Instruction: State the number of lines that contain "React", with no other text.

· · · ·

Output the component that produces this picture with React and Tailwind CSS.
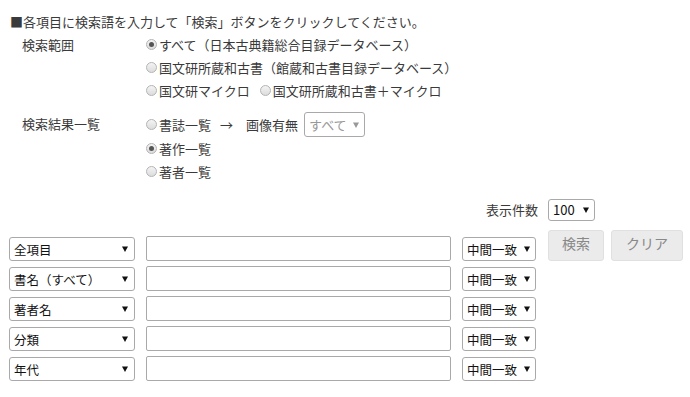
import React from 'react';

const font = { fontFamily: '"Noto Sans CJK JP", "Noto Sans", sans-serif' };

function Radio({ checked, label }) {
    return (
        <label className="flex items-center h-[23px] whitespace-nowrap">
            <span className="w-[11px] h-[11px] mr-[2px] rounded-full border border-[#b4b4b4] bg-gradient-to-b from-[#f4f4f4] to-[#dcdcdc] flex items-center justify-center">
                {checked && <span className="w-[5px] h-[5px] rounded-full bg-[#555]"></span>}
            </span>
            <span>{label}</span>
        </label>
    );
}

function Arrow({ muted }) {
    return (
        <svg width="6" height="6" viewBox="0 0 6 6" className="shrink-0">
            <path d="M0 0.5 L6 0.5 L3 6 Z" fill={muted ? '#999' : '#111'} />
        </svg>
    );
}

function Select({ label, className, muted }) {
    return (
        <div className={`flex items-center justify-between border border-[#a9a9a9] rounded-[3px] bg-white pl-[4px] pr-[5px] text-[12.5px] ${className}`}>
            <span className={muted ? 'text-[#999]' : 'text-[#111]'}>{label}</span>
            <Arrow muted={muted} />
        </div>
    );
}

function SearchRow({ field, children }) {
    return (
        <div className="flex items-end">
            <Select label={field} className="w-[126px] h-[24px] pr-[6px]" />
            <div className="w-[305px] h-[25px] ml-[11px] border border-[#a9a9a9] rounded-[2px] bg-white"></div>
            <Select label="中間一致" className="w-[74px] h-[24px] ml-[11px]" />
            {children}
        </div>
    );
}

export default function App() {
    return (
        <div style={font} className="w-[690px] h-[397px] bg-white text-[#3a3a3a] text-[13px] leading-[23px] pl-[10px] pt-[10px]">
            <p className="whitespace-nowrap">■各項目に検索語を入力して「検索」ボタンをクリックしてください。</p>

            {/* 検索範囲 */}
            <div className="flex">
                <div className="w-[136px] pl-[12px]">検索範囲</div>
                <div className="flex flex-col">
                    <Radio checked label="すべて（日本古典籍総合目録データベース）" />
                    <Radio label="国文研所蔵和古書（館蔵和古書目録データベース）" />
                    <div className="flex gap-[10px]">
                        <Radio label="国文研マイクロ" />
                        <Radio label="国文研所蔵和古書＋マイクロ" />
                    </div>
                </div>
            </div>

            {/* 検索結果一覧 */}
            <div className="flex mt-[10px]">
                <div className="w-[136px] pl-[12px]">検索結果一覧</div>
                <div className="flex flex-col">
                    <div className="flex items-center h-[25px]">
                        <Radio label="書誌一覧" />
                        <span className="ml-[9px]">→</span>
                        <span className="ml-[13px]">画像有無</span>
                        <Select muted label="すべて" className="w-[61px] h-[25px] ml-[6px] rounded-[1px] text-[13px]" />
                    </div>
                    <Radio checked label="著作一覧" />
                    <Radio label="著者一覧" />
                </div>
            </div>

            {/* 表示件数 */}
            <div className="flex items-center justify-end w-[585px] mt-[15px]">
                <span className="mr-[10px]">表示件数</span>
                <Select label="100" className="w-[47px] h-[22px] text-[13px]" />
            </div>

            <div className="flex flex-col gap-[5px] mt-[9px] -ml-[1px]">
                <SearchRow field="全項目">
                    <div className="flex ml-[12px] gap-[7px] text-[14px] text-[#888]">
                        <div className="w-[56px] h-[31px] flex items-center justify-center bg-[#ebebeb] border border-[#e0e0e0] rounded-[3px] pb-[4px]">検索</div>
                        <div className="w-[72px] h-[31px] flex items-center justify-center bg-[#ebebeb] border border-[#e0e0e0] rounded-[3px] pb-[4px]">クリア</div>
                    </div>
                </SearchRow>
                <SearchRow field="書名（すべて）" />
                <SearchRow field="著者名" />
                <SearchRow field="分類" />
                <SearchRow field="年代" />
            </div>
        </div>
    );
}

· · · ·

Expected answer: 2